Buy-to-let focussed marketplace lender, Landbay, has been crunching the numbers and found that just 42% of tenants are interested in buying in the near future.
According to a study of 2,000 private renters in the UK, older renters are the least interested in buying a home. Only 13% of over 55s are interested in buying a home in the near future. Less than half (46%) of those 35-44 are interested, whilst millennials (aged 25-34) are leading the charge for home ownership, with almost two thirds (64%) keen to buy in the near future.
There is also a notable gender discrepancy. 47% of women are keen to buy a home, compared to just 34% of men.

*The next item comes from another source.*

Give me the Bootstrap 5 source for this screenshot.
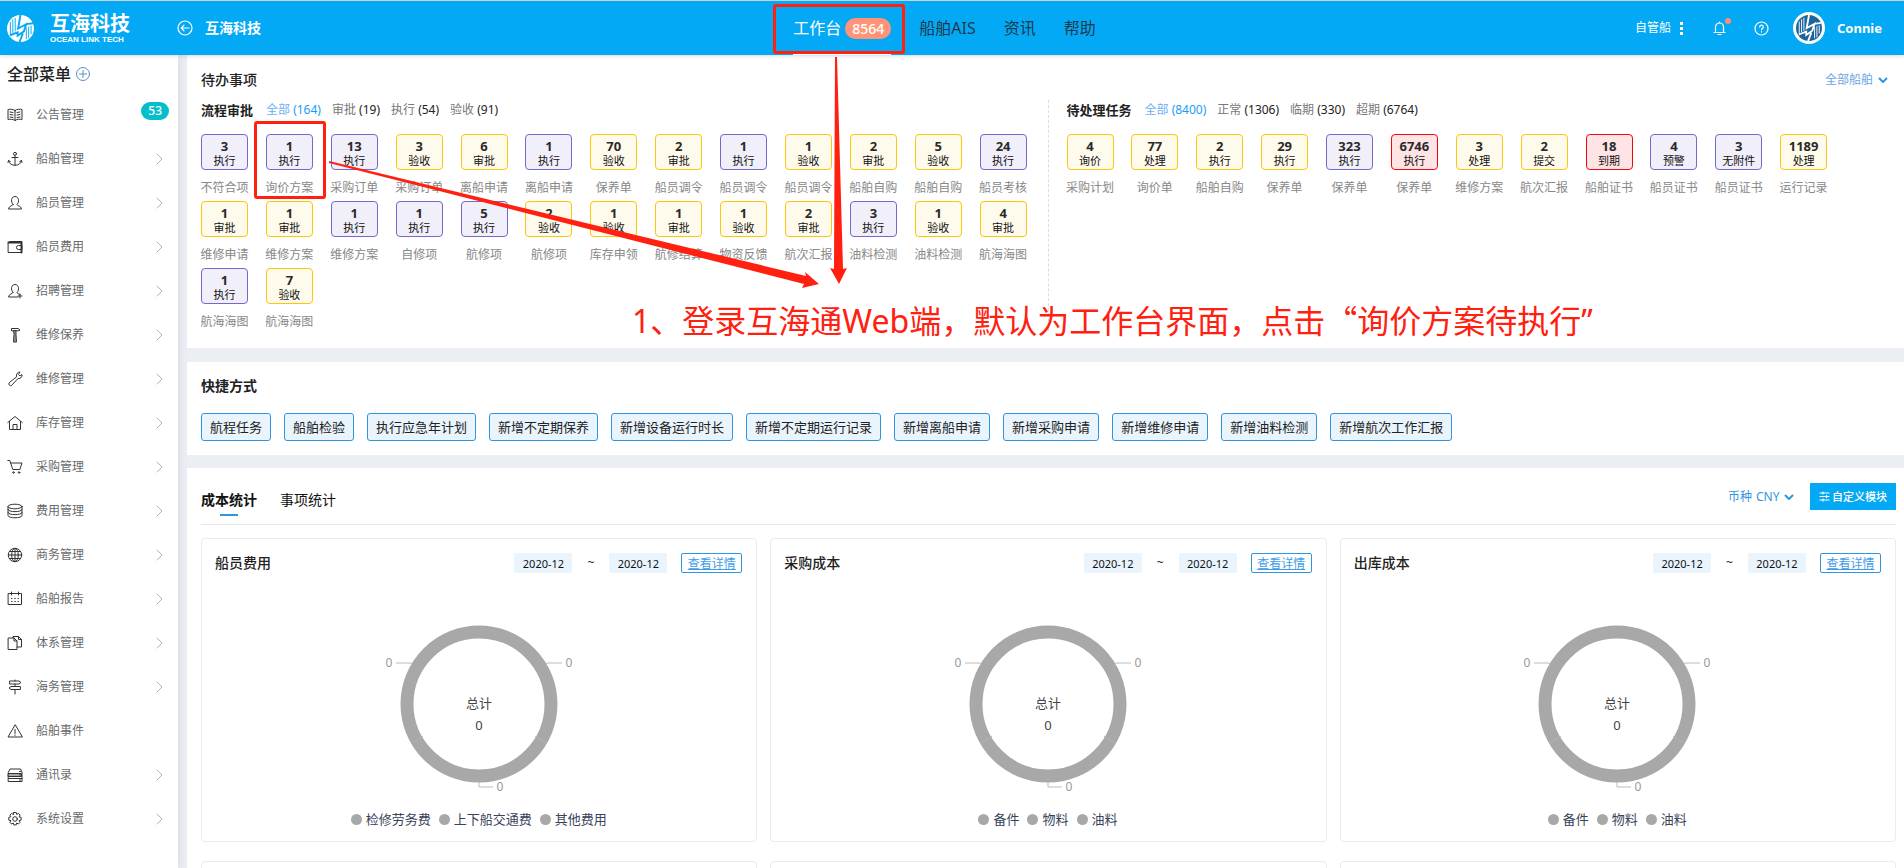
<!DOCTYPE html>
<html lang="zh-CN">
<head>
<meta charset="utf-8">
<meta name="viewport" content="width=device-width, initial-scale=1">
<title>互海科技 - 工作台</title>
<link rel="stylesheet" href="https://cdn.jsdelivr.net/npm/bootstrap@5.3.0/dist/css/bootstrap.min.css">
<style>
body{font-family:"Noto Sans","Noto Sans CJK SC",sans-serif;font-size:12px;line-height:18px;color:#222;background:#ebeff4}
a{text-decoration:none;color:inherit}
svg{flex:none;display:block}
.ico{fill:none;stroke:currentColor;stroke-width:1.2;stroke-linecap:round;stroke-linejoin:round}
.topbar{height:55px;background:#04a9f5;border-top:1px solid #c9d3d8;padding:0 22px 0 7px;color:#fff;box-shadow:0 1px 4px rgba(0,0,0,.16);z-index:3}
.side-part{flex:1 1 0}
.brand-name{font-size:20px;line-height:24px;font-weight:700}
.brand-sub{font:700 8px/8px "Liberation Sans",sans-serif}
.brand-box{width:170px}
.main-tabs a{padding:0 14px;font-size:16px;height:54px;color:#1c3a4d}
.main-tabs a.active{color:#fff}
.tab-inner{height:54px;border-bottom:2px solid #fff;padding-top:2px}
.count-pill{background:#ff9478;border-radius:11px;font-size:14px;line-height:21px;padding:0 7px;font-weight:500;color:#fff}
.red-frame{position:absolute;border:3px solid #ff2010;border-radius:3px;pointer-events:none}
.tab-frame{left:-6px;right:0;top:3px;bottom:1px}
.bell-dot{position:absolute;width:6px;height:6px;border-radius:50%;background:#ff8c75;right:-5px;top:-3px}
.sidebar{width:178px;background:#fff;flex:none;box-shadow:1px 0 8px rgba(60,80,100,.12);z-index:2}
.menu-title{font-size:16px;line-height:20px;padding:9px 7px;font-weight:500}
.side-item{height:44px;padding:0 15px 0 7px;color:#6a6a6a;gap:13px}
.side-item .ico{color:#333;stroke-width:1}
.side-item .arrow{color:#b4b4b4}
.side-item .num{background:#04bfc9;color:#fff;border-radius:9px;padding:0 7px;margin:0 -6px 8px 0;font-weight:500}
.main{padding-left:9px;overflow:hidden}
.panel{background:#fff;padding:15px 8px 14px 14px}
.todo{padding-bottom:17px}
.panel.shortcuts{margin:14px 0 13px;padding-top:14px}
.h14{font-size:14px;line-height:20px;font-weight:500;color:#222}
.h13{font-size:13px;line-height:20px;font-weight:700;color:#222}
.pick{appearance:none;border:0;background:none;padding:0;color:inherit;font:inherit;line-height:20px}
.lists{margin-top:10px}
.list-head{gap:13px}
.filters{gap:11px;color:#777;line-height:20px}
.filters b{font-weight:400;color:#222}
.filters .on{color:#6cb0f2}.filters .on b{color:#189ef5}
.left-col{border-right:1px dashed #ddd;padding-right:3px}
.right-col{padding:0 51px 0 18px}
.tiles{display:grid;row-gap:4px;margin-top:14px}
.left-col .tiles{grid-template-columns:repeat(13,1fr)}
.right-col .tiles{grid-template-columns:repeat(12,1fr)}
.tile{width:47px;text-align:center;position:relative}
.tile-box{height:36px;border:1px solid;border-radius:4px;padding-top:3px;font-size:11px;line-height:14px;color:#111}
.tile-box strong{display:block;font-size:13px;line-height:16px;font-weight:700;color:#2a2a2a}
.tile-name{display:block;margin:9px -4px 0;color:#888;white-space:nowrap}
.p{border-color:#7468cc;background:#f1effa}
.y{border-color:#fcc60b;background:#fffbec}
.r{border-color:#f5060f;background:#ffe4e5}
.tile-frame{left:-12px;right:-13px;top:-13px;bottom:-2px}
.quick-list{gap:13px;margin-top:17px}
.quick{border:1px solid #3095e0;border-radius:3px;background:#e9f4fd;color:#222;font-size:13px;line-height:20px;padding:3px 8px}
.blue{color:#3095e0}
.stat-head{height:42px;border-bottom:1px solid #e8e8e8}
.stat-tab{border:0;background:none;padding:7px 0 6px;font-size:14px;line-height:20px;color:#111;position:relative;height:33px}
.stat-tab.on{font-weight:700;margin-right:23px}
.stat-tab.on::after{content:"";position:absolute;left:19px;right:19px;bottom:0;height:2px;background:#3095e0}
.custom{border:0;border-radius:0;background:#04a9f5;color:#fff;font-size:11px;line-height:15px;font-weight:500;padding:6px 9px;gap:2px}
.cards{display:grid;grid-template-columns:repeat(3,1fr);gap:19px 13px;margin-top:13px}
.stat-card{border:1px solid #ebebeb;border-radius:4px;padding:14px 14px 13px 13px;min-height:304px}
.date{border:0;border-radius:2px;background:#e9f4fd;width:58px;height:20px;font-size:11px;text-align:center;padding:0;color:#111}
.tilde{padding:0 15px}
.detail{border:1px solid #3095e0;border-radius:2px;color:#3f9de8;width:61px;height:20px;text-align:center;line-height:19px;text-decoration:underline;margin-left:14px}
.donut{margin:47px auto 14px;font-size:12px}
.legend{font-size:13px;color:#38435a;gap:8px}
.legend i{width:11px;height:11px;border-radius:50%;background:#a8a8a8}
.legend span{gap:4px}
.notes{position:absolute;left:0;top:0;pointer-events:none;z-index:5}
.note-text{position:absolute;left:632px;top:299px;font-size:32px;line-height:44px;color:#ff2010;white-space:nowrap;z-index:5;margin:0}
.wide{font-family:"Noto Sans CJK SC",sans-serif;line-height:1}
</style>
</head>
<body>
<svg class="d-none">
  <symbol id="logo" viewBox="0 0 28 28"><circle cx="14" cy="14" r="14"/><g fill="none" stroke="var(--cut)"><path d="M3.500 7v13M6 4.500v14M8.500 3v14M20 13v12M22.500 12v12M25 11v9" stroke-width="1"/><path d="M14 0L11.500 14l8.500-4.500L17.500 17 11 21.500V18L3 21M20 9.500l7-1M13 28l3.500-9" stroke-width="2"/></g></symbol>
  <symbol id="chev" viewBox="0 0 10 6"><path d="M1 1l4 4 4-4" fill="none" stroke="currentColor" stroke-width="2"/></symbol>
</svg>
<div class="vh-100 overflow-hidden d-flex flex-column position-relative">
  <header class="topbar d-flex align-items-center flex-shrink-0">
    <div class="side-part d-flex align-items-center">
      <div class="brand-box d-flex align-items-center">
        <svg width="27" height="27" fill="#fff" style="--cut:#04a9f5"><use href="#logo"/></svg>
        <div class="ms-3"><div class="brand-name">互海科技</div><div class="brand-sub">OCEAN LINK TECH</div></div>
      </div>
      <a href="#" class="d-flex align-items-center">
        <svg class="ico" width="16" height="16" viewBox="0 0 16 16"><circle cx="8" cy="8" r="7"/><path d="M12 8H4.500M7 5.200L4.300 8 7 10.800"/></svg>
        <span class="h14 text-white fw-bold ms-2 ps-1">互海科技</span>
      </a>
    </div>
    <nav class="main-tabs d-flex">
      <a href="#" class="active position-relative"><span class="tab-inner d-flex align-items-center">工作台<span class="count-pill ms-1">8564</span></span><span class="red-frame tab-frame"></span></a>
      <a href="#" class="d-flex align-items-center">船舶AIS</a>
      <a href="#" class="d-flex align-items-center">资讯</a>
      <a href="#" class="d-flex align-items-center">帮助</a>
    </nav>
    <div class="side-part d-flex align-items-center justify-content-end">
      <a href="#" class="d-flex align-items-center gap-2 me-1">自管船<svg width="6" height="13" fill="#fff"><path d="M1 0h3v3H1zM1 5h3v3H1zM1 10h3v3H1z"/></svg></a>
      <a href="#" class="position-relative mx-4" aria-label="消息"><svg class="ico" width="13" height="15" viewBox="0 0 13 15"><path d="M1 11.500h11M2.500 11.500V6a4 4 0 0 1 8 0v5.500M6.500 2V1M5 13.500h3"/></svg><span class="bell-dot"></span></a>
      <a href="#" class="me-4 ms-1" aria-label="帮助中心"><svg class="ico" width="15" height="15" viewBox="0 0 15 15"><circle cx="7.500" cy="7.500" r="6.500"/><path d="M5.700 6a1.800 1.800 0 1 1 2.600 1.600c-.6.300-.8.600-.8 1.200M7.500 10.700v.2"/></svg></a>
      <a href="#" class="d-flex align-items-center"><svg width="32" height="32" viewBox="0 0 32 32"><circle cx="16" cy="16" r="16" fill="#fff"/><svg x="3" y="3" width="26" height="26" fill="#1c659c" style="--cut:#fff"><use href="#logo"/></svg></svg><span class="h13 text-white ms-2 ps-1">Connie</span></a>
    </div>
  </header>
  <div class="d-flex flex-grow-1 overflow-hidden">
    <aside class="sidebar">
      <div class="menu-title d-flex align-items-center">全部菜单<svg class="ico ms-1" width="16" height="16" viewBox="0 0 16 16" style="color:#5b8fc6"><circle cx="8" cy="8" r="6.500" stroke-width="1"/><path d="M4.500 8h7M8 4.500v7" stroke-width="1"/></svg></div>
      <nav id="menu"></nav>
    </aside>
    <main class="main flex-grow-1">
      <section class="panel todo">
        <div class="d-flex justify-content-between">
          <h2 class="h14 m-0">待办事项</h2>
          <label class="d-flex align-items-center gap-1 me-2" style="color:#6ba5e4"><select class="pick h13 fw-normal" style="color:inherit" aria-label="船舶"><option>全部船舶</option></select><svg class="blue" width="10" height="6"><use href="#chev"/></svg></label>
        </div>
        <div class="row g-0 lists">
          <div class="col-6 left-col">
            <div class="d-flex list-head"><h3 class="h13 m-0">流程审批</h3><div class="filters d-flex"><a href="#" class="on">全部 <b>(164)</b></a><a href="#">审批 <b>(19)</b></a><a href="#">执行 <b>(54)</b></a><a href="#">验收 <b>(91)</b></a></div></div>
            <div class="tiles" id="flow"></div>
          </div>
          <div class="col-6 right-col">
            <div class="d-flex list-head"><h3 class="h13 m-0">待处理任务</h3><div class="filters d-flex"><a href="#" class="on">全部 <b>(8400)</b></a><a href="#">正常 <b>(1306)</b></a><a href="#">临期 <b>(330)</b></a><a href="#">超期 <b>(6764)</b></a></div></div>
            <div class="tiles" id="tasks"></div>
          </div>
        </div>
      </section>
      <section class="panel shortcuts">
        <h2 class="h14 fw-bold m-0">快捷方式</h2>
        <div class="d-flex flex-wrap quick-list" id="quick"></div>
      </section>
      <section class="panel">
        <div class="stat-head d-flex align-items-start">
          <button class="stat-tab on">成本统计</button><button class="stat-tab">事项统计</button>
          <div class="ms-auto d-flex align-items-center">
            <label class="blue d-flex align-items-center gap-1 me-3">币种 <select class="pick"><option>CNY</option></select><svg width="10" height="6"><use href="#chev"/></svg></label>
            <button class="custom d-flex align-items-center"><svg class="ico" width="11" height="11" viewBox="0 0 11 11"><path d="M1 2h9M1 5.500h9M1 9h9M4 1v2M7.500 4.500v2M4 8v2"/></svg>自定义模块</button>
          </div>
        </div>
        <div class="cards" id="cards"></div>
      </section>
    </main>
  </div>
  <svg class="notes" width="900" height="300" fill="#ff2010"><path d="M835 57h2l6 212 4-1-8 16-9-16 4 1z"/><path d="M329 161L806 276l-1-4 14 12-17 4 2-4L329 163z"/></svg>
  <p class="note-text">1、登录互海通Web端，默认为工作台界面，点击<span class="wide">“</span>询价方案待执行”</p>
</div>
<script src="https://cdn.jsdelivr.net/npm/bootstrap@5.3.0/dist/js/bootstrap.bundle.min.js"></script>
<script>
const menu = [
 ['公告管理','<path d="M8 3.500C6 2 3 2 1 2.500v10c2-.5 5-.5 7 1 2-1.500 5-1.500 7-1v-10c-2-.5-5-.5-7 1zM8 3.500v10M3 5l3 .5M3 7.500l3 .5M3 10l3 .5M13 5l-3 .5M13 7.500l-3 .5M13 10l-3 .5"/>'],
 ['船舶管理','<circle cx="8" cy="2.800" r="1.500"/><path d="M8 4.300v10M5 6.500h6M1.500 9.500c.5 3 3 4.800 6.500 4.800s6-1.800 6.500-4.800M1 11.500l.5-2 1.800 1M15 11.500l-.5-2-1.800 1"/>'],
 ['船员管理','<path d="M6 9.500C3.500 7 4 1.500 8 1.500s4.500 5.500 2 8c0 1.500 4.500 1.500 4.500 4.500h-13c0-3 4.500-3 4.500-4.500z"/>'],
 ['船员费用','<path d="M1.500 3.500h13v10h-13zM1.500 3.500L3 2.500h11.500v1M14.500 6.500h-3a2 2 0 0 0 0 4h3z" /><path d="M1.500 3.500h13M14.500 3v10.500" stroke-width="2"/>'],
 ['招聘管理','<path d="M6 9.500C3.500 7 4 1.500 8 1.500s4.500 5.500 2 8c0 1 2 1.500 3 2M6 9.500c0 1.500-4.500 1.500-4.500 4.500H11M13 11v4M11 13h4"/>'],
 ['维修保养','<path d="M4.500 3.500V1.500H11l2 1.500-1 .5z"/><path d="M7 3.500h2V8l.5 7h-3L7 8z" fill="#999"/>'],
 ['维修管理','<path d="M9.500 5.500c-.5-2.500 1-4.500 3.500-4.500l-1.500 2.500 1.500 1.500L15 3.500c.5 2.500-1.500 4.500-4 4L4.500 14.500c-1.500 1-3.500-1-2.500-2.500z"/>'],
 ['库存管理','<path d="M.8 7.500L8 1.500l7.200 6M2.500 6.500v8h11v-8M6 14.500v-5h4v5"/>'],
 ['采购管理','<path d="M.8 1.500h2l3 9h7L15 4H4"/><circle cx="6.500" cy="13.500" r=".8"/><circle cx="12" cy="13.500" r=".8"/>'],
 ['费用管理','<ellipse cx="8" cy="3.500" rx="7" ry="2.300"/><path d="M1 3.500v9c0 3 14 3 14 0v-9M1 6.500c0 3 14 3 14 0M1 9.500c0 3 14 3 14 0"/>'],
 ['商务管理','<circle cx="8" cy="8" r="6.700"/><ellipse cx="8" cy="8" rx="3.300" ry="6.700"/><path d="M8 1.300v13.400M1.300 8h13.400M2.500 4.500h11M2.500 11.500h11"/>'],
 ['船舶报告','<path d="M1.500 2.500h13v11h-13zM4.500 1v3M11.500 1v3M4.500 7.500h.5M7.700 7.500h.6M11 7.500h.5M4.500 10.500h.5M7.700 10.500h.6M11 10.500h.5"/>'],
 ['体系管理','<path d="M6 3V1.500h5.500l3 3V12H10M11.500 1.500v3h3M1.500 3H7l3 3v8.500H1.500zM7 3v3h3"/>'],
 ['海务管理','<path d="M3 2h9l2 1.500L12 5H3zM13 7.500H4L2 9l2 1.500h9zM8 1v1M8 5v2.500M8 10.500v4.500"/>'],
 ['船舶事件','<path d="M8 2L1 14h14zM8 6.500v4M8 12v.4"/>'],
 ['通讯录','<path d="M1.500 5l1.500-3h10.500L15 5v9.500H1.500z"/><path d="M1.500 6.500h13v3h-13z" fill="#aaa"/><path d="M1.500 11.500H15M12.500 4.500h1M12.500 8h1M12.500 13h1"/>'],
 ['系统设置','<circle cx="8" cy="8" r="2.300"/><path d="M6.800 1.500h2.400l.5 1.900 1.700-1 1.700 1.700-1 1.700 2 .5v2.800l-2 .5 1 1.700-1.700 1.700-1.700-1-.5 1.900H6.800L6.300 12l-1.700 1-1.700-1.700 1-1.700-2.100-.5V6.300l2.100-.5-1-1.700 1.700-1.700 1.700 1z"/>']];
document.getElementById('menu').innerHTML = menu.map(([t, p], i) =>
 `<a href="#" class="side-item d-flex align-items-center"><svg class="ico" width="16" height="16" viewBox="0 0 16 16">${p}</svg><span>${t}</span>` +
 (i === 0 ? '<span class="num ms-auto">53</span>' : i === 14 ? '' : '<svg class="ico arrow ms-auto" width="7" height="12" viewBox="0 0 7 12"><path d="M1 1l5 5-5 5"/></svg>') + '</a>').join('');

const tiles = (id, rows, framed) => document.getElementById(id).innerHTML = rows.trim().split(/\s+/).map((s, i) => {
  const [c, n, act, name] = s.split(',');
  return `<a href="#" class="tile"><span class="tile-box d-block ${c}"><strong>${n}</strong>${act}</span><span class="tile-name">${name}</span>${i === framed ? '<span class="red-frame tile-frame"></span>' : ''}</a>`;
}).join('');
tiles('flow', `p,3,执行,不符合项 p,1,执行,询价方案 p,13,执行,采购订单 y,3,验收,采购订单 y,6,审批,离船申请 p,1,执行,离船申请 y,70,验收,保养单 y,2,审批,船员调令 p,1,执行,船员调令 y,1,验收,船员调令 y,2,审批,船舶自购 y,5,验收,船舶自购 p,24,执行,船员考核
 y,1,审批,维修申请 y,1,审批,维修方案 p,1,执行,维修方案 p,1,执行,自修项 p,5,执行,航修项 y,2,验收,航修项 y,1,验收,库存申领 y,1,审批,航修结算 y,1,验收,物资反馈 y,2,审批,航次汇报 p,3,执行,油料检测 y,1,验收,油料检测 y,4,审批,航海海图
 p,1,执行,航海海图 y,7,验收,航海海图`, 1);
tiles('tasks', `y,4,询价,采购计划 y,77,处理,询价单 y,2,执行,船舶自购 y,29,执行,保养单 p,323,执行,保养单 r,6746,执行,保养单 y,3,处理,维修方案 y,2,提交,航次汇报 r,18,到期,船舶证书 p,4,预警,船员证书 p,3,无附件,船员证书 y,1189,处理,运行记录`, -1);

document.getElementById('quick').innerHTML = ['航程任务','船舶检验','执行应急年计划','新增不定期保养','新增设备运行时长','新增不定期运行记录','新增离船申请','新增采购申请','新增维修申请','新增油料检测','新增航次工作汇报']
 .map(t => `<button class="quick">${t}</button>`).join('');

const card = (title, legend) => `<article class="stat-card"><div class="d-flex align-items-center"><h3 class="h14 m-0 me-auto">${title}</h3>
 <input class="date" value="2020-12" aria-label="${title}开始月份"><span class="tilde">~</span><input class="date" value="2020-12" aria-label="${title}结束月份"><a href="#" class="detail">查看详情</a></div>
 <svg class="donut" width="220" height="176" viewBox="0 0 220 176" text-anchor="middle"><circle cx="110" cy="84" r="72" fill="none" stroke="#a8a8a8" stroke-width="13"/><path d="M54 116l-11 7M166 116l11 7" stroke="#b4b4b4"/><path d="M43 46l-1-3H27M177 46l1-3h15M110 162v5h14" fill="none" stroke="#bbb"/><g fill="#999"><text x="20" y="47">0</text><text x="200" y="47">0</text><text x="131" y="171">0</text></g><g fill="#444" font-size="13"><text x="110" y="88">总计</text><text x="110" y="110">0</text></g></svg>
 <div class="legend d-flex justify-content-center">${legend.map(l => `<span class="d-flex align-items-center"><i></i>${l}</span>`).join('')}</div></article>`;
const goods = ['备件','物料','油料'];
document.getElementById('cards').innerHTML = card('船员费用', ['检修劳务费','上下船交通费','其他费用']) + card('采购成本', goods) + card('出库成本', goods) + '<article class="stat-card"></article>'.repeat(3);
</script>
</body>
</html>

Women who want to buy are more likely than men to want to invest their money rather than pay rent (48% vs 39%) and make decorating decisions (20% vs 14%), while male would-be buyers are keen to have a connection to the local area (8% vs 4%) and have more space (25% vs 24%).
The number of people planning to buy is highest in London, at 48%, and Northern Ireland at 47%. Those in the South West and Wales are least likely, both coming in at 37%. This is especially surprising given the relatively low house prices in these areas.
For those who aren’t interested in buying, the flexibility of renting shines through as a positive. A quarter (25%) of renters without home ownership aspirations say the flexibility of renting proves too tempting to resist. 6% attribute their plan to move to a new country, and 5% plan to move to a new city or a new job.
John Goodall, CEO, Landbay comments: “This research suggests the UK’s enthusiasm for homeownership may be waning. Conversations around the private rental sector often assume the bulk of renters are simply biding their time until they can buy a house. However, the changing face of employment and a thirst for flexible living mean renting is more attractive than ever, and landlords should reflect this in their interactions with tenants.
It’s crucial that investment in the private rental sector becomes a priority. What use is Labour’s ‘right to buy’ policy if renters have no interest in doing so? Instead the government must focus on encouraging purpose-built rental properties and cease its penalisation of landlords.”